• _EXERCISE_
Using the records that follow, copy every line containing the word "screenshot".
>> BEGIN EXERCISE DATA
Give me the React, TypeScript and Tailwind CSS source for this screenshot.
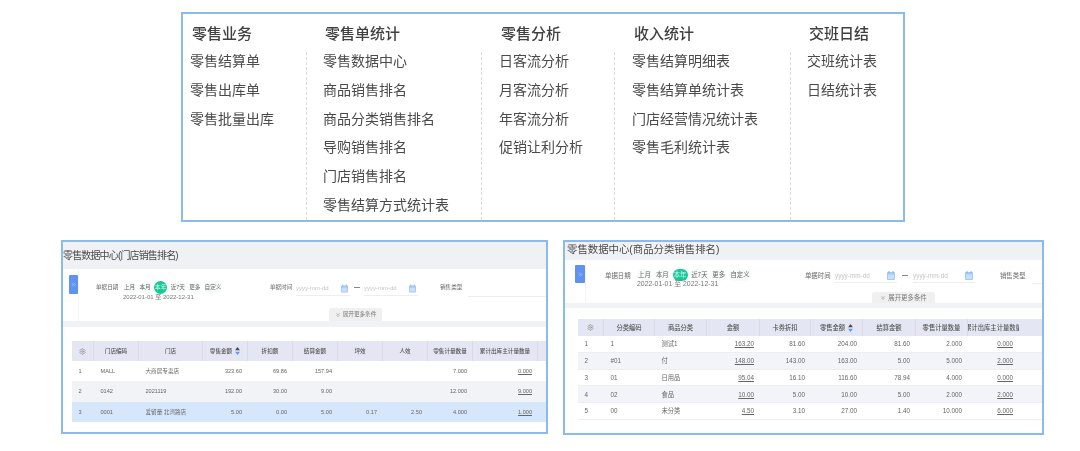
>> END EXERCISE DATA
>> BEGIN EXERCISE DATA
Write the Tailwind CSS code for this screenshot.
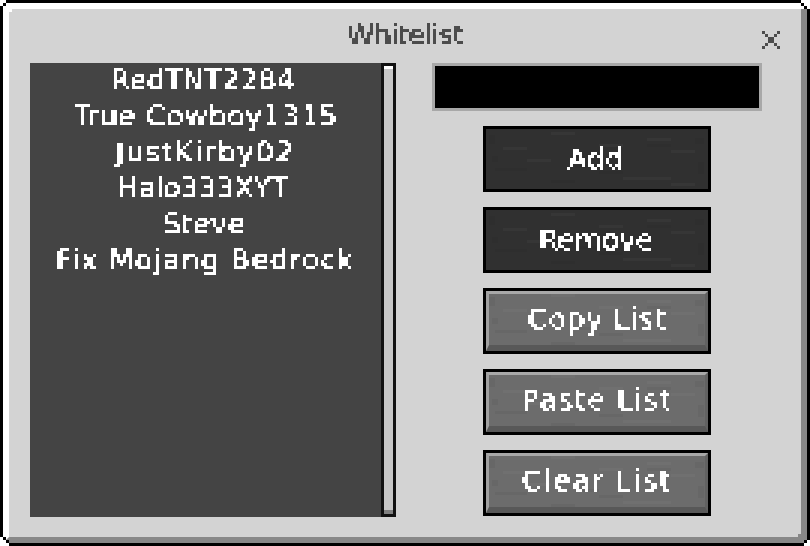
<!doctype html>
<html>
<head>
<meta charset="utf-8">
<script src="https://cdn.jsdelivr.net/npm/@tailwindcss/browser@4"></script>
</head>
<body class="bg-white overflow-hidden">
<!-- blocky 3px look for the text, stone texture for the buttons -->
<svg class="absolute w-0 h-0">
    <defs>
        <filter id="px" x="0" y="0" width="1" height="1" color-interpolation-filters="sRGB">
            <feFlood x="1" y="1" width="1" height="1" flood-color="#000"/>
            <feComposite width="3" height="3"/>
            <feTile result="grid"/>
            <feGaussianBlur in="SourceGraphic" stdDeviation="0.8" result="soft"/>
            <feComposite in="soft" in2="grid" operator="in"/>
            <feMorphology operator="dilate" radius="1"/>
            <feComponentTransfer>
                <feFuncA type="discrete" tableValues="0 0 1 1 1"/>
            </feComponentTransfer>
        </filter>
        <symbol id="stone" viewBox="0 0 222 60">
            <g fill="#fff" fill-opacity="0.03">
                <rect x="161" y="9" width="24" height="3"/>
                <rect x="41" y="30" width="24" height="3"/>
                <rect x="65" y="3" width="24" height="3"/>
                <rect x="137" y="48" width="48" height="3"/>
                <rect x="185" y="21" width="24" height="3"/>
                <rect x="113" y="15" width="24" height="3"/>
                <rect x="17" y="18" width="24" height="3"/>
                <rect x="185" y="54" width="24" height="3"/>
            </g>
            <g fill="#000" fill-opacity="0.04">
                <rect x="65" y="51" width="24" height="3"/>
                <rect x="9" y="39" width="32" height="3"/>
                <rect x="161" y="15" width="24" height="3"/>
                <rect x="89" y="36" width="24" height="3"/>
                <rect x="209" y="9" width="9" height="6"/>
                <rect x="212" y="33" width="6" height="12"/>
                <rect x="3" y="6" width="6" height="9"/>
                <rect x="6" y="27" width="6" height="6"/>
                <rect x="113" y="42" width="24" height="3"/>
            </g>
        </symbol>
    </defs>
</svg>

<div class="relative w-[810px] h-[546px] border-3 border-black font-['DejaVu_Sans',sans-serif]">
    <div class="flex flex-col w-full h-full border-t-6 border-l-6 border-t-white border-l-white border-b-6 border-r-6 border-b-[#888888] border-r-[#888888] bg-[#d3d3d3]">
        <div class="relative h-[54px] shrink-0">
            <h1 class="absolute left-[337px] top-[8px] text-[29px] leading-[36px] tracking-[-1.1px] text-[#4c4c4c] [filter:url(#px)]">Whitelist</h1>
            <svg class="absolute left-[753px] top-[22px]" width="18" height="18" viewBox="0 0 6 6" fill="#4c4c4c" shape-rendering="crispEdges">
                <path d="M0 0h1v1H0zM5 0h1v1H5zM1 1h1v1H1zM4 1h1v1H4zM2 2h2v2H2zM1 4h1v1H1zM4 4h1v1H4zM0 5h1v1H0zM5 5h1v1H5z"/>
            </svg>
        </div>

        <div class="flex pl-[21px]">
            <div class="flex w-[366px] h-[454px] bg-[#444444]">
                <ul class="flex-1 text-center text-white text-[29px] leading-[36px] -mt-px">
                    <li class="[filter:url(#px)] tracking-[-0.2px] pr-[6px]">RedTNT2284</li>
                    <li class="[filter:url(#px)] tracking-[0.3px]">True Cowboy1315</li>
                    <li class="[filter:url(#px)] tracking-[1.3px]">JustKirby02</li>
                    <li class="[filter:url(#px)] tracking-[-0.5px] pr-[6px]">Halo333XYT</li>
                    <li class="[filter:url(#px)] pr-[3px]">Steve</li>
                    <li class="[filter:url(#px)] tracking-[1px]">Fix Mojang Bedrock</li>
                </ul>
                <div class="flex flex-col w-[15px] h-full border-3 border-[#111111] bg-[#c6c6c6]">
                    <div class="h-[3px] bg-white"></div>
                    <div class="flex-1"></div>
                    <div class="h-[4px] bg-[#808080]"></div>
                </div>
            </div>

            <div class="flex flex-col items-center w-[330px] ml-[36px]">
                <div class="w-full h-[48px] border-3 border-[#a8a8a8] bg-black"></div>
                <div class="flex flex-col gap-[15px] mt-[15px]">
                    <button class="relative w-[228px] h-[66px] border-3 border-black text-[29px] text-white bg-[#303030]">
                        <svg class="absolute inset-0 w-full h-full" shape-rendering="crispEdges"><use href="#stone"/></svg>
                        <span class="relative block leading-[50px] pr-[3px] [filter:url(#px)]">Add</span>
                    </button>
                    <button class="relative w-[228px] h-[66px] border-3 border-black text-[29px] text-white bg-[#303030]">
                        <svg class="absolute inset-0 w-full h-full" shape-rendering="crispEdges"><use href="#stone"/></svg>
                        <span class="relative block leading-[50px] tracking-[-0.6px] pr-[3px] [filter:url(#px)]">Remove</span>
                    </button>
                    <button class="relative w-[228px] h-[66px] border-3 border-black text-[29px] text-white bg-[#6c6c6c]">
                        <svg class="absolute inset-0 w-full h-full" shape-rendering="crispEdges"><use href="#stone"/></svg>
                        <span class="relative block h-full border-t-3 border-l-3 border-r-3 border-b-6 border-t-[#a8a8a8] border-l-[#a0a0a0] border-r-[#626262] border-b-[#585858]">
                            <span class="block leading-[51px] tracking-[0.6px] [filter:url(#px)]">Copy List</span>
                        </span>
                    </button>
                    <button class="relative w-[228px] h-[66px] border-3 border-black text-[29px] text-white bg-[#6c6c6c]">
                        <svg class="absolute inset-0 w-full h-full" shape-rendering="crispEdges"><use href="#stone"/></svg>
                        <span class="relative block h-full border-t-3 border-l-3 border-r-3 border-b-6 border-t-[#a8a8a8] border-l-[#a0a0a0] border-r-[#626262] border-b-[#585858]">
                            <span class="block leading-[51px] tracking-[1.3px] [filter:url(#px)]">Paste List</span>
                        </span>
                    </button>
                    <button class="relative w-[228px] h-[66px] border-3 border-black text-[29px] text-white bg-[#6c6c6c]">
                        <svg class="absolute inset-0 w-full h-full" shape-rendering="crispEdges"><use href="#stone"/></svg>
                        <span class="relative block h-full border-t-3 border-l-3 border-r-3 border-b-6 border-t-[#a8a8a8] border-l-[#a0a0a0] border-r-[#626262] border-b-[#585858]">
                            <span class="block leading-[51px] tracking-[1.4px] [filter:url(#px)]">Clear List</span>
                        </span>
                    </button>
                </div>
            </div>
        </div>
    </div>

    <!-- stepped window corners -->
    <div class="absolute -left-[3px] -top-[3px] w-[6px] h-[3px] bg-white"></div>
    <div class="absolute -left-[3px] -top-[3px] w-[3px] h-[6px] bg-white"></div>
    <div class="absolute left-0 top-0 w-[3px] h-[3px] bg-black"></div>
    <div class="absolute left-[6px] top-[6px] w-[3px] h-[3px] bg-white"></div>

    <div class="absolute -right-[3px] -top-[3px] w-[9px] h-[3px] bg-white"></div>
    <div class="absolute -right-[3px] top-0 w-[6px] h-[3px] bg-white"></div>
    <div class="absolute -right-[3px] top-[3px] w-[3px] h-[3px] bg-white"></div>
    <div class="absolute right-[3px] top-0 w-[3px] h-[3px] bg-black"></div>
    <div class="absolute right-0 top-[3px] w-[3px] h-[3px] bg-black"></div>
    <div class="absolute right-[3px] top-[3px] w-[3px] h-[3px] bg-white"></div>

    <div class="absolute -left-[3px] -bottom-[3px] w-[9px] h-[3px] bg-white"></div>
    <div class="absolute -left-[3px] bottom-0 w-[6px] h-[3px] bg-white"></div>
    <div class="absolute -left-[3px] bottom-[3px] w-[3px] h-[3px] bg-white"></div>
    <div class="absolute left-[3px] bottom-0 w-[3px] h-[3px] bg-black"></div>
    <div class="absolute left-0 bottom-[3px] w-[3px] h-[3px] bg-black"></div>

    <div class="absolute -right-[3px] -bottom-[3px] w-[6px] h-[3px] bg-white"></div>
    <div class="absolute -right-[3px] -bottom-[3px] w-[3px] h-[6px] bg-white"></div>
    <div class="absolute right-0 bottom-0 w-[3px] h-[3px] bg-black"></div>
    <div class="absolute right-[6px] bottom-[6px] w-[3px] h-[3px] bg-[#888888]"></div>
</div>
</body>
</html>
>> END EXERCISE DATA
• _COMPLETE ANSWER_
Give me the React, TypeScript and Tailwind CSS source for this screenshot.
Write the Tailwind CSS code for this screenshot.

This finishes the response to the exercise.